Leave out every picture, then transcribe the rest of the listing exactly.

## [SOURCE EXCERPT]
>> begin
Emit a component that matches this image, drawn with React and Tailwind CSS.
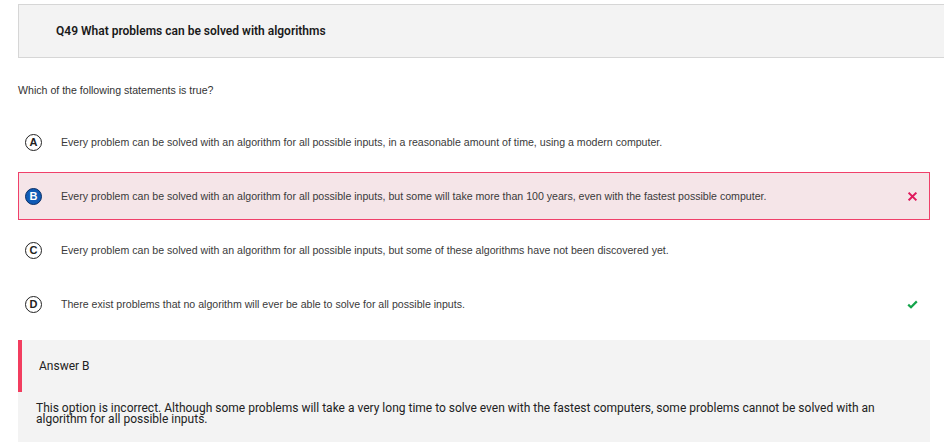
import React from 'react';

const options = [
  { key: 'A', text: 'Every problem can be solved with an algorithm for all possible inputs, in a reasonable amount of time, using a modern computer.' },
  { key: 'B', text: 'Every problem can be solved with an algorithm for all possible inputs, but some will take more than 100 years, even with the fastest possible computer.', selected: true, wrong: true },
  { key: 'C', text: 'Every problem can be solved with an algorithm for all possible inputs, but some of these algorithms have not been discovered yet.' },
  { key: 'D', text: 'There exist problems that no algorithm will ever be able to solve for all possible inputs.', correct: true },
];

const Badge = ({ letter, selected }) => (
  selected ? (
    <div className="w-[17px] h-[17px] rounded-full bg-[#0f5bb5] border border-[#0a2f66] flex items-center justify-center text-white text-[11px] font-bold leading-none font-['Liberation_Sans',Arial,sans-serif]">
      {letter}
    </div>
  ) : (
    <div className="w-[17px] h-[17px] rounded-full border-[1.5px] border-[#222] flex items-center justify-center text-[#222] text-[11px] font-bold leading-none font-['Liberation_Sans',Arial,sans-serif]">
      {letter}
    </div>
  )
);

const Option = ({ opt }) => (
  <div
    className={
      'h-[48px] flex items-center pl-[6px] pr-[11px] border ' +
      (opt.wrong ? 'border-[#f0406a] bg-[#f5e5e8]' : 'border-transparent')
    }
  >
    <Badge letter={opt.key} selected={opt.selected} />
    <p className="ml-[19px] pt-[2px] flex-1 text-[10.6px] text-[#3a3a3a] font-['Liberation_Sans',Arial,sans-serif]">{opt.text}</p>
    {opt.wrong && (
      <svg width="9" height="9" viewBox="0 0 10 10" className="mr-[1px]">
        <path d="M1.5 1.5 L8.5 8.5 M8.5 1.5 L1.5 8.5" stroke="#e0195c" strokeWidth="2.2" strokeLinecap="square" />
      </svg>
    )}
    {opt.correct && (
      <svg width="11" height="9" viewBox="0 0 11 9">
        <path d="M1.2 4.6 L4 7.2 L9.8 1.4" stroke="#13a44a" strokeWidth="2.2" fill="none" />
      </svg>
    )}
  </div>
);

export default function App() {
  return (
    <div className="min-h-screen bg-white pt-[4px] overflow-hidden font-['Liberation_Sans',Arial,sans-serif]">
      <div className="ml-[18px] mr-[-20px] h-[54px] bg-[#f3f3f3] border-y border-l border-[#d6d6d6] flex items-center pl-[37px]">
        <h1 className="text-[12px] font-semibold text-[#1a1a1a] font-['Roboto',sans-serif]">
          Q49 What problems can be solved with algorithms
        </h1>
      </div>

      <p className="ml-[18px] mt-[26px] text-[10.6px] text-[#333] leading-[12px]">Which of the following statements is true?</p>

      <div className="ml-[18px] mr-[14px] mt-[22px] flex flex-col gap-[6px]">
        {options.map((o) => (
          <Option key={o.key} opt={o} />
        ))}
      </div>

      <div className="ml-[18px] mr-[14px] mt-[12px] bg-[#f3f3f3] pb-[20px] font-['Roboto',sans-serif]">
        <div className="h-[52px] border-l-4 border-[#f23d5f] flex items-center pl-[17px]">
          <span className="text-[12px] text-[#222]">Answer B</span>
        </div>
        <p className="pl-[18px] pr-[50px] pt-[11px] text-[12px] leading-[11px] text-[#222]">
          This option is incorrect. Although some problems will take a very long time to solve even with the fastest computers, some problems cannot be solved with an algorithm for all possible inputs.
        </p>
      </div>
    </div>
  );
}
>> end
## [SOLUTION FOR THIS PROBLEM]
Emit a component that matches this image, drawn with React and Tailwind CSS.
import React from 'react';

const options = [
  { key: 'A', text: 'Every problem can be solved with an algorithm for all possible inputs, in a reasonable amount of time, using a modern computer.' },
  { key: 'B', text: 'Every problem can be solved with an algorithm for all possible inputs, but some will take more than 100 years, even with the fastest possible computer.', selected: true, wrong: true },
  { key: 'C', text: 'Every problem can be solved with an algorithm for all possible inputs, but some of these algorithms have not been discovered yet.' },
  { key: 'D', text: 'There exist problems that no algorithm will ever be able to solve for all possible inputs.', correct: true },
];

const Badge = ({ letter, selected }) => (
  selected ? (
    <div className="w-[17px] h-[17px] rounded-full bg-[#0f5bb5] border border-[#0a2f66] flex items-center justify-center text-white text-[11px] font-bold leading-none font-['Liberation_Sans',Arial,sans-serif]">
      {letter}
    </div>
  ) : (
    <div className="w-[17px] h-[17px] rounded-full border-[1.5px] border-[#222] flex items-center justify-center text-[#222] text-[11px] font-bold leading-none font-['Liberation_Sans',Arial,sans-serif]">
      {letter}
    </div>
  )
);

const Option = ({ opt }) => (
  <div
    className={
      'h-[48px] flex items-center pl-[6px] pr-[11px] border ' +
      (opt.wrong ? 'border-[#f0406a] bg-[#f5e5e8]' : 'border-transparent')
    }
  >
    <Badge letter={opt.key} selected={opt.selected} />
    <p className="ml-[19px] pt-[2px] flex-1 text-[10.6px] text-[#3a3a3a] font-['Liberation_Sans',Arial,sans-serif]">{opt.text}</p>
    {opt.wrong && (
      <svg width="9" height="9" viewBox="0 0 10 10" className="mr-[1px]">
        <path d="M1.5 1.5 L8.5 8.5 M8.5 1.5 L1.5 8.5" stroke="#e0195c" strokeWidth="2.2" strokeLinecap="square" />
      </svg>
    )}
    {opt.correct && (
      <svg width="11" height="9" viewBox="0 0 11 9">
        <path d="M1.2 4.6 L4 7.2 L9.8 1.4" stroke="#13a44a" strokeWidth="2.2" fill="none" />
      </svg>
    )}
  </div>
);

export default function App() {
  return (
    <div className="min-h-screen bg-white pt-[4px] overflow-hidden font-['Liberation_Sans',Arial,sans-serif]">
      <div className="ml-[18px] mr-[-20px] h-[54px] bg-[#f3f3f3] border-y border-l border-[#d6d6d6] flex items-center pl-[37px]">
        <h1 className="text-[12px] font-semibold text-[#1a1a1a] font-['Roboto',sans-serif]">
          Q49 What problems can be solved with algorithms
        </h1>
      </div>

      <p className="ml-[18px] mt-[26px] text-[10.6px] text-[#333] leading-[12px]">Which of the following statements is true?</p>

      <div className="ml-[18px] mr-[14px] mt-[22px] flex flex-col gap-[6px]">
        {options.map((o) => (
          <Option key={o.key} opt={o} />
        ))}
      </div>

      <div className="ml-[18px] mr-[14px] mt-[12px] bg-[#f3f3f3] pb-[20px] font-['Roboto',sans-serif]">
        <div className="h-[52px] border-l-4 border-[#f23d5f] flex items-center pl-[17px]">
          <span className="text-[12px] text-[#222]">Answer B</span>
        </div>
        <p className="pl-[18px] pr-[50px] pt-[11px] text-[12px] leading-[11px] text-[#222]">
          This option is incorrect. Although some problems will take a very long time to solve even with the fastest computers, some problems cannot be solved with an algorithm for all possible inputs.
        </p>
      </div>
    </div>
  );
}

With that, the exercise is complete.